> **WRITTEN EXERCISE**
Scan the records below. List lines holding "this".
▼
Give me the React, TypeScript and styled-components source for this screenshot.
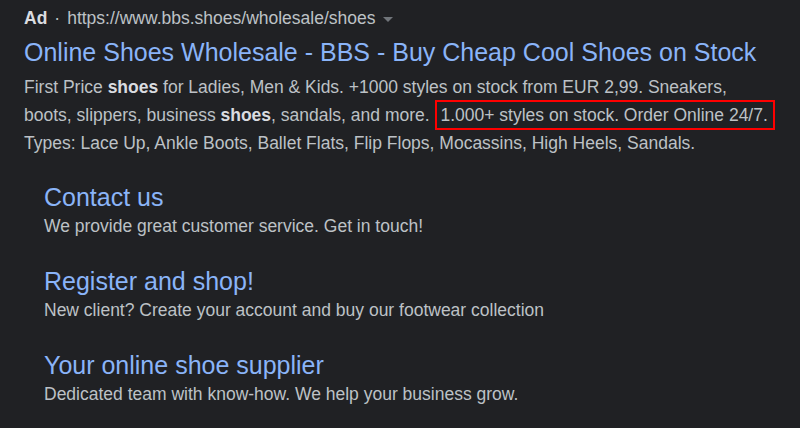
import React from 'react';
import styled, { createGlobalStyle } from 'styled-components';

const GlobalStyle = createGlobalStyle`
  body {
    margin: 0;
    background: #202124;
    font-family: Arial, "Liberation Sans", sans-serif;
  }
`;

const Page = styled.div`
  padding: 7px 24px 0 24px;
  color: #bdc1c6;
  width: 800px;
  box-sizing: border-box;
  height: 428px;
  overflow: hidden;
`;

const AdLine = styled.div`
  display: flex;
  align-items: center;
  font-size: 17.5px;
  line-height: 22px;
  color: #bdc1c6;
  > b {
    color: #dadce0;
    font-weight: bold;
  }
  > .dot {
    margin: 0 7px;
  }
`;

const Caret = styled.span`
  margin-left: 7px;
  margin-top: 2px;
  width: 0;
  height: 0;
  border-left: 5px solid transparent;
  border-right: 5px solid transparent;
  border-top: 5px solid #70757a;
`;

const Title = styled.a`
  display: block;
  margin-top: 8px;
  font-size: 25px;
  line-height: 30px;
  color: #8ab4f8;
  text-decoration: none;
`;

const Description = styled.div`
  margin-top: 6px;
  font-size: 17.5px;
  line-height: 28px;
  > b {
    color: #dadce0;
  }
`;

const Highlight = styled.span`
  border: 2px solid #ff0000;
  padding: 3px 5px 3px 4px;
  white-space: nowrap;
`;

const Sitelinks = styled.div`
  margin-top: 26px;
  padding-left: 20px;
  display: flex;
  flex-direction: column;
  gap: 26px;
`;

const Sitelink = styled.div`
  display: flex;
  flex-direction: column;
`;

const LinkTitle = styled.a`
  font-size: 25px;
  line-height: 29px;
  color: #8ab4f8;
  text-decoration: none;
`;

const LinkText = styled.div`
  font-size: 17.5px;
  line-height: 29px;
`;

const links = [
  { title: 'Contact us', text: 'We provide great customer service. Get in touch!' },
  { title: 'Register and shop!', text: 'New client? Create your account and buy our footwear collection' },
  { title: 'Your online shoe supplier', text: 'Dedicated team with know-how. We help your business grow.' },
];

export default function App() {
  return (
    <Page>
      <GlobalStyle />
      <AdLine>
        <b>Ad</b>
        <span className="dot">·</span>
        <span>https://www.bbs.shoes/wholesale/shoes</span>
        <Caret />
      </AdLine>
      <Title>Online Shoes Wholesale - BBS - Buy Cheap Cool Shoes on Stock</Title>
      <Description>
        First Price <b>shoes</b> for Ladies, Men &amp; Kids. +1000 styles on stock from EUR 2,99. Sneakers,
        boots, slippers, business <b>shoes</b>, sandals, and more. <Highlight>1.000+ styles on stock. Order Online 24/7.</Highlight>
        {' '}Types: Lace Up, Ankle Boots, Ballet Flats, Flip Flops, Mocassins, High Heels, Sandals.
      </Description>
      <Sitelinks>
        {links.map(l => (
          <Sitelink key={l.title}>
            <LinkTitle>{l.title}</LinkTitle>
            <LinkText>{l.text}</LinkText>
          </Sitelink>
        ))}
      </Sitelinks>
    </Page>
  );
}
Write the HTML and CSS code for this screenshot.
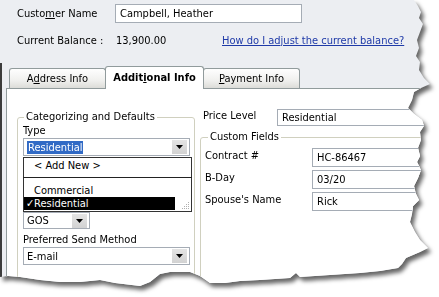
FILE: index.html
```html
<!DOCTYPE html>
<html>
<head>
<meta charset="utf-8">
<link rel="stylesheet" href="styles.css">
</head>
<body>
<div class="frame">
  <div class="window">
    <div class="header">
      <div class="row1">
        <span class="lbl-name">Custo<u>m</u>er Name</span>
        <div class="tbox name-box">Campbell, Heather</div>
      </div>
      <div class="row2">
        <span class="lbl-bal">Current Balance :</span>
        <span class="bal-val">13,900.00</span>
        <a class="help-link">How do I adjust the current balance?</a>
      </div>
    </div>
    <div class="lower">
      <div class="tabs">
        <div class="tab">A<u>d</u>dress Info</div>
        <div class="tab active">Addit<u>i</u>onal Info</div>
        <div class="tab"><u>P</u>ayment Info</div>
      </div>
      <div class="panel">
        <fieldset class="group cat">
          <legend>Categorizing and Defaults</legend>
          <div class="flabel">Type</div>
          <div class="combo wide">
            <span class="ctext"><span class="sel">Residential</span></span>
            <span class="arrow"><svg width="7" height="4" viewBox="0 0 7 4"><path d="M0 0H7L3.5 4Z" fill="#000"/></svg></span>
          </div>
          <div class="list">
            <div class="item addnew">&lt; Add New &gt;</div>
            <div class="sep"></div>
            <div class="item comm">Commercial</div>
            <div class="item hl"><span class="check">✓</span>Residential</div>
            <svg class="grip" width="8" height="8" viewBox="0 0 8 8">
              <rect x="6" y="0" width="1" height="1" fill="#b0b0b0"/>
              <rect x="4" y="2" width="1" height="1" fill="#b0b0b0"/>
              <rect x="6" y="2" width="1" height="1" fill="#b0b0b0"/>
              <rect x="2" y="4" width="1" height="1" fill="#b0b0b0"/>
              <rect x="4" y="4" width="1" height="1" fill="#b0b0b0"/>
              <rect x="6" y="4" width="1" height="1" fill="#b0b0b0"/>
              <rect x="0" y="6" width="1" height="1" fill="#b0b0b0"/>
              <rect x="2" y="6" width="1" height="1" fill="#b0b0b0"/>
              <rect x="4" y="6" width="1" height="1" fill="#b0b0b0"/>
              <rect x="6" y="6" width="1" height="1" fill="#b0b0b0"/>
            </svg>
          </div>
          <div class="combo small">
            <span class="ctext">GOS</span>
            <span class="arrow"><svg width="7" height="4" viewBox="0 0 7 4"><path d="M0 0H7L3.5 4Z" fill="#000"/></svg></span>
          </div>
          <div class="flabel send">Preferred Send Method</div>
          <div class="combo wide email">
            <span class="ctext">E-mail</span>
            <span class="arrow"><svg width="7" height="4" viewBox="0 0 7 4"><path d="M0 0H7L3.5 4Z" fill="#000"/></svg></span>
          </div>
        </fieldset>
        <div class="right">
          <div class="price-row">
            <span class="lbl-price">Price Level</span>
            <div class="tbox price-box">Residential</div>
          </div>
          <fieldset class="group custom">
            <legend>Custom Fields</legend>
            <div class="crow"><span class="clbl">Contract #</span><div class="tbox cbox">HC-86467</div></div>
            <div class="crow"><span class="clbl">B-Day</span><div class="tbox cbox">03/20</div></div>
            <div class="crow"><span class="clbl">Spouse's Name</span><div class="tbox cbox">Rick</div></div>
          </fieldset>
        </div>
      </div>
    </div>
  </div>
</div>
</body>
</html>
```

FILE: styles.css
```css
html, body {
  margin: 0;
  padding: 0;
  background: #ffffff;
}
body {
  font-family: "DejaVu Sans Condensed", "DejaVu Sans", sans-serif;
  font-stretch: condensed;
  font-size: 11px;
  color: #000;
  overflow: hidden;
}
.frame {
  width: 439px;
  height: 297px;
  filter: drop-shadow(3px 4px 2px rgba(0,0,0,0.6));
}
.window {
  width: 439px;
  height: 297px;
  background: #eceef2;
  display: flex;
  flex-direction: column;
  overflow: hidden;
  clip-path: polygon(0 0, 414px 0, 418px 6px, 421px 12px, 419px 18px, 423px 24px, 420px 32px, 417px 40px, 419px 48px, 416px 56px, 420px 62px, 419px 70px, 424px 78px, 430px 84px, 421px 88px, 414px 92px, 412px 100px, 408px 108px, 414px 114px, 422px 120px, 424px 126px, 420px 132px, 421px 140px, 418px 148px, 420px 156px, 417px 162px, 421px 170px, 418px 178px, 414px 186px, 416px 194px, 419px 200px, 413px 206px, 412px 214px, 410px 222px, 415px 232px, 420px 240px, 428px 248px, 420px 252px, 406px 258px, 402px 264px, 398px 268px, 380px 271px, 360px 273px, 330px 275px, 300px 277px, 296px 273px, 290px 278px, 260px 280px, 240px 281px, 225px 283px, 210px 283px, 200px 276px, 190px 272px, 170px 272px, 160px 274px, 150px 282px, 140px 286px, 115px 283px, 100px 280px, 80px 282px, 60px 282px, 40px 280px, 20px 277px, 8px 276px, 0 277px);
}
.header {
  padding: 4px 0 0 17px;
  height: 63px;
  box-sizing: border-box;
  flex: none;
}
.row1 {
  display: flex;
  align-items: center;
  height: 18px;
}
.lbl-name {
  width: 98px;
}
.tbox {
  background: #fff;
  border: 1px solid #a5acb5;
  box-sizing: border-box;
  padding-left: 4px;
  display: flex;
  align-items: center;
  white-space: nowrap;
}
.name-box {
  width: 187px;
  height: 19px;
}
.row2 {
  display: flex;
  align-items: center;
  margin-top: 10px;
  height: 16px;
}
.lbl-bal {
  width: 99px;
}
.bal-val {
  width: 106px;
}
.help-link {
  color: #1f3aa8;
  text-decoration: underline;
}
.lower {
  flex: 1;
  display: flex;
  flex-direction: column;
  border-left: 2px solid #3c3c3c;
  min-height: 0;
}
.tabs {
  display: flex;
  align-items: flex-end;
  padding-left: 7px;
  height: 25px;
  flex: none;
  position: relative;
  z-index: 1;
}
.tab {
  width: 97px;
  height: 20px;
  box-sizing: border-box;
  border: 1px solid #919b9c;
  border-bottom: none;
  border-radius: 3px 3px 0 0;
  background: linear-gradient(#fefefe, #f0f0ee 60%, #dcdcd8);
  text-align: center;
  line-height: 19px;
}
.tab.active {
  width: 99px;
  height: 23px;
  margin: 0 -1px -1px;
  background: #fff;
  font-weight: bold;
  line-height: 21px;
  position: relative;
}
.panel {
  flex: 1;
  min-height: 0;
  margin-left: 4px;
  background: #fff;
  border: 1px solid #919b9c;
  display: flex;
  align-items: flex-start;
  overflow: hidden;
}
.group {
  border: 1px solid #d0d0bf;
  border-radius: 3px;
  margin: 0;
  min-width: 0;
}
.group legend {
  padding: 0 2px;
  line-height: 14px;
}
.cat {
  margin: 21px 0 0 10px;
  width: 178px;
  height: 200px;
  box-sizing: border-box;
  padding: 0 4px 0 5px;
}
.cat legend {
  margin-left: 1px;
}
.flabel {
  line-height: 14px;
}
.combo {
  display: flex;
  align-items: center;
  background: #fff;
  border: 1px solid #a5acb5;
  box-sizing: border-box;
  height: 18px;
}
.combo.wide {
  width: 167px;
}
.combo.small {
  width: 67px;
  height: 17px;
}
.ctext {
  flex: 1;
  padding-left: 3px;
  white-space: nowrap;
}
.sel {
  background: #316ac5;
  color: #fff;
  padding: 0 1px;
}
.arrow {
  width: 15px;
  height: 14px;
  margin-right: 2px;
  background: linear-gradient(#e4e4e4, #d2d2d2);
  display: flex;
  align-items: center;
  justify-content: center;
}
.list {
  position: relative;
  width: 169px;
  height: 55px;
  box-sizing: border-box;
  border: 1px solid #333;
  margin-top: 1px;
  background: #fff;
}
.item {
  white-space: nowrap;
}
.addnew {
  height: 16px;
  line-height: 16px;
  padding-left: 10px;
}
.sep {
  height: 1px;
  background: #222;
  margin: 3px -1px 7px;
}
.comm {
  height: 12px;
  line-height: 12px;
  padding-left: 10px;
}
.hl {
  width: 151px;
  height: 13px;
  line-height: 13px;
  background: #000;
  color: #fff;
  padding-left: 2px;
  box-sizing: border-box;
}
.check {
  display: inline-block;
  width: 8px;
}
.grip {
  position: absolute;
  right: 1px;
  bottom: 1px;
}
.send {
  margin-top: 4px;
}
.right {
  flex: 1;
  margin-left: 5px;
  padding-top: 20px;
  display: flex;
  flex-direction: column;
}
.price-row {
  display: flex;
  align-items: flex-start;
}
.lbl-price {
  width: 74px;
  padding-left: 3px;
  line-height: 13px;
}
.price-box {
  flex: 1;
  height: 17px;
}
.custom {
  margin: 4px 0 0 0;
  padding: 0 0 0 4px;
  height: 180px;
}
.custom legend {
  margin-left: 3px;
}
.crow {
  display: flex;
  align-items: flex-start;
  height: 22px;
}
.crow:first-of-type {
  margin-top: 4px;
}
.clbl {
  width: 107px;
  line-height: 15px;
}
.cbox {
  flex: 1;
  height: 19px;
}
```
▲
> **IN RESPONSE**
Give me the React, TypeScript and styled-components source for this screenshot.
Write the HTML and CSS code for this screenshot.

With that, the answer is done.